Even at the age of 48, former Stags midfielder Ian Stringfellow is contemplating another playing comeback in his home town of Tauranga, New Zealand.
Currently back over in Mansfield for a visit, Stringfellow, who graced the Amber and Blue from 1985 to 1994, scoring 28 goals in 163 games, said: “Obviously the standard is nowhere near what it is in England, but it’s a bit of fun.
“I was playing until two years ago and I am thinking of making a comeback next year.
“I think I have another season or two in me yet.
“My wife rolls her eyes as she has seen enough comebacks over the years.
“But it’s just for fun and if you can still get around the pitch you should play. I am still in decent shape and whenever things start hurting you can stop.”
He recalled: “We left the UK in 2004. I wasn’t playing football at that point.
“Every footballer has got an injury that niggles them and mine was Achille’s tendonitis.
“So I stopped playing and we moved over the New Zealand for a lifestyle change, as a lot of British people do.
“After I was there for about a year I started playing football again as the inflammation had gone down and I’ve had a few good years since.
“This is our third trip back to Mansfield. I have been to see games every time we’ve been back in 2013, 2015 and now.”
Stringfellow knows how lucky he was to taste success with his hometown club and play in a winning side at Wembley.
“I was lucky that I was involved at a time when the club was successful,” he said.
“I played in the team that won the Freight Rover Trophy in 1987.
“But in 1986 we got promoted from Division Four so there was a lot of buzz and excitement here, though I wasn’t involved in that season apart from a cameo appearance I think in the last game.
“From that Ian Greaves era came the promotion and the Freight Rover.
“We did have a couple of lean years then before George Foster took us up again in 1992.”
He continued: “I was reading Tottenham’s Danny Rose saying hadn’t won anything yet and was desperate to win something.
“I was then thinking I wasn’t around that long so with a promotion and Wembley, I have to be pretty thankful for that.
“I don’t think you can beat that Wembley experience. Maybe it’s different now.
“I always thought I don’t want to be one of those guys who is harking on to the old days. But Wembley in 87 was quite a special event.
“There were very few chances for a club to get there - the FA Cup final, the League Cup final and the Freight Rover Trophy, which was probably in its infancy, maybe two or three years old then. So it was a really special occasion.
“Nowadays you have play-off finals and FA Cup semi-finals which are great. But you can’t beat the feeling when I went there.
“The promotion in 92 would come a close second – the way we did it in the end on the last day and wondering what was going on with rivals Blackpool was great.
“The day we beat Rochdale here was like a mini Wembley – the same sort of atmosphere.”
He said his worst moments as a Stag were injuries and relegation.

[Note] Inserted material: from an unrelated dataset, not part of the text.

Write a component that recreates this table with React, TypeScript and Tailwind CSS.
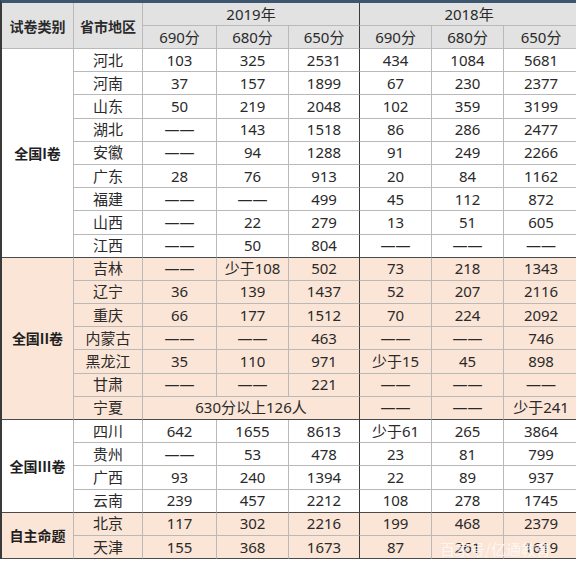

“My worst moment was always the injuries. I had a few setbacks. I had a hernia operation in the early days of when that injury was diagnosed – Gilmore’s Groin and Mr Gilmore was doing six a day or whatever.
“Then I had glandular fever which really knocked me back. It was those periods.
“We did get relegated while I was here and as a footballer that is always one of your lowest experiences.”
Unfortunately, Stringfellow missed out on the 30th anniversary Freight Rover reunion earlier this year.
“I was really disappointed,” he said. “Kevin Kent got in touch in in January/February time to say it was on, but we’d already got this trip planned otherwise we’d have probably been able to work it differently.
“It was great to see the pictures. I think there were only a couple of us missing which was fantastic. I don’t know who tracked everyone down but they did a great job.”